◆ **Instructions to follow**:
Search the records that follow and extract every line containing the string "components".

◆ **Entries provided**:
────────────────
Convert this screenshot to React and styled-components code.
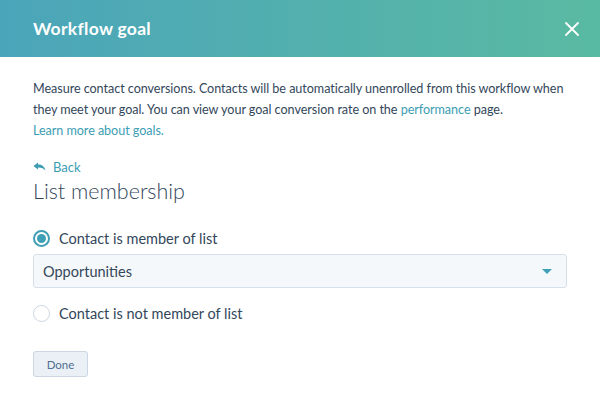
────────────────
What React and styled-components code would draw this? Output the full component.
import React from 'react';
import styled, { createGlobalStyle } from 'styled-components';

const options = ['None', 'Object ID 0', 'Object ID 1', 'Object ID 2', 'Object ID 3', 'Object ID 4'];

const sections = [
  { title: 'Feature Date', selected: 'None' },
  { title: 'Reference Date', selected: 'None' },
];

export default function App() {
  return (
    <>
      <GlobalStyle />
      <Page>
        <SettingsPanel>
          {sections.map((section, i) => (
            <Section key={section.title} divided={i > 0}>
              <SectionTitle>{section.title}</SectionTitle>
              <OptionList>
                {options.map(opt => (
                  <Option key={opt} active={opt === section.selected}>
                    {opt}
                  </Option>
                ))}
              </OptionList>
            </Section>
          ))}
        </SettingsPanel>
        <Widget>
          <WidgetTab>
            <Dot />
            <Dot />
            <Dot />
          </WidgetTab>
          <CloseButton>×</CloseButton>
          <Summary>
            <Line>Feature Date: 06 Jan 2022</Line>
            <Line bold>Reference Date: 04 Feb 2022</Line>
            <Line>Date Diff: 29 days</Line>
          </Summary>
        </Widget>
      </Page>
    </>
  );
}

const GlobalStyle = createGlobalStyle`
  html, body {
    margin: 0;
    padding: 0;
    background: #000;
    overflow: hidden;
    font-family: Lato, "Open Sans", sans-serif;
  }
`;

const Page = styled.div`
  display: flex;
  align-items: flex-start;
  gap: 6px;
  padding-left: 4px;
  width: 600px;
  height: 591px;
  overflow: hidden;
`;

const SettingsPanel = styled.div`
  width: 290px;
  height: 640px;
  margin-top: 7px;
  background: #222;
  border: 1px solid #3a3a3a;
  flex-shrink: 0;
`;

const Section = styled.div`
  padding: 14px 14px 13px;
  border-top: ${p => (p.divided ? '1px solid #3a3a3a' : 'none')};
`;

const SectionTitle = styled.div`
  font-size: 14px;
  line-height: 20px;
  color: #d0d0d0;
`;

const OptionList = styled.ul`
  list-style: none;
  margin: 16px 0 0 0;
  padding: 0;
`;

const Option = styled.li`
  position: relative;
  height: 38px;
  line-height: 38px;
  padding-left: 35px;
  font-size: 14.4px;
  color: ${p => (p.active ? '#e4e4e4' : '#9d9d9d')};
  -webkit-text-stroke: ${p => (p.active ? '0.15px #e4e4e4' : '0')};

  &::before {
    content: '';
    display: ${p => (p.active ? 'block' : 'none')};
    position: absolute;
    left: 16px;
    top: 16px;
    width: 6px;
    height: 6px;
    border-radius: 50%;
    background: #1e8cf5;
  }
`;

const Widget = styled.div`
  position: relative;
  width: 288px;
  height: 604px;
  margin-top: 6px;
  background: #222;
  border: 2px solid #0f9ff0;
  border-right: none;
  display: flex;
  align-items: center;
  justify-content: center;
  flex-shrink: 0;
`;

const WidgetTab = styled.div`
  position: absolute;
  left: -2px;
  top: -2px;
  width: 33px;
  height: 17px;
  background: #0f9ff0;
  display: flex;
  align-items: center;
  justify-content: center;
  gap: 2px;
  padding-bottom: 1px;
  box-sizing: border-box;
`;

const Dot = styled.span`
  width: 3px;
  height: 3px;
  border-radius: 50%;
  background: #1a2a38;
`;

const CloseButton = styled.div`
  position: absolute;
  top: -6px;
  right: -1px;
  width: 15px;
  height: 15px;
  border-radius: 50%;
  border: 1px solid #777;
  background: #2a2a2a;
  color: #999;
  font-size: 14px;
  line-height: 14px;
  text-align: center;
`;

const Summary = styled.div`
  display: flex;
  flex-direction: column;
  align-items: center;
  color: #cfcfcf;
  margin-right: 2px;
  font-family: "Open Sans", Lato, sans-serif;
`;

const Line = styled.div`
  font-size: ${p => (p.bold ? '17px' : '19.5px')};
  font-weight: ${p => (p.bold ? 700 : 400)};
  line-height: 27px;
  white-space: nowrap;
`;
────────────────
◆ **Exercise output**:
Convert this screenshot to React and styled-components code.
What React and styled-components code would draw this? Output the full component.
import styled, { createGlobalStyle } from 'styled-components';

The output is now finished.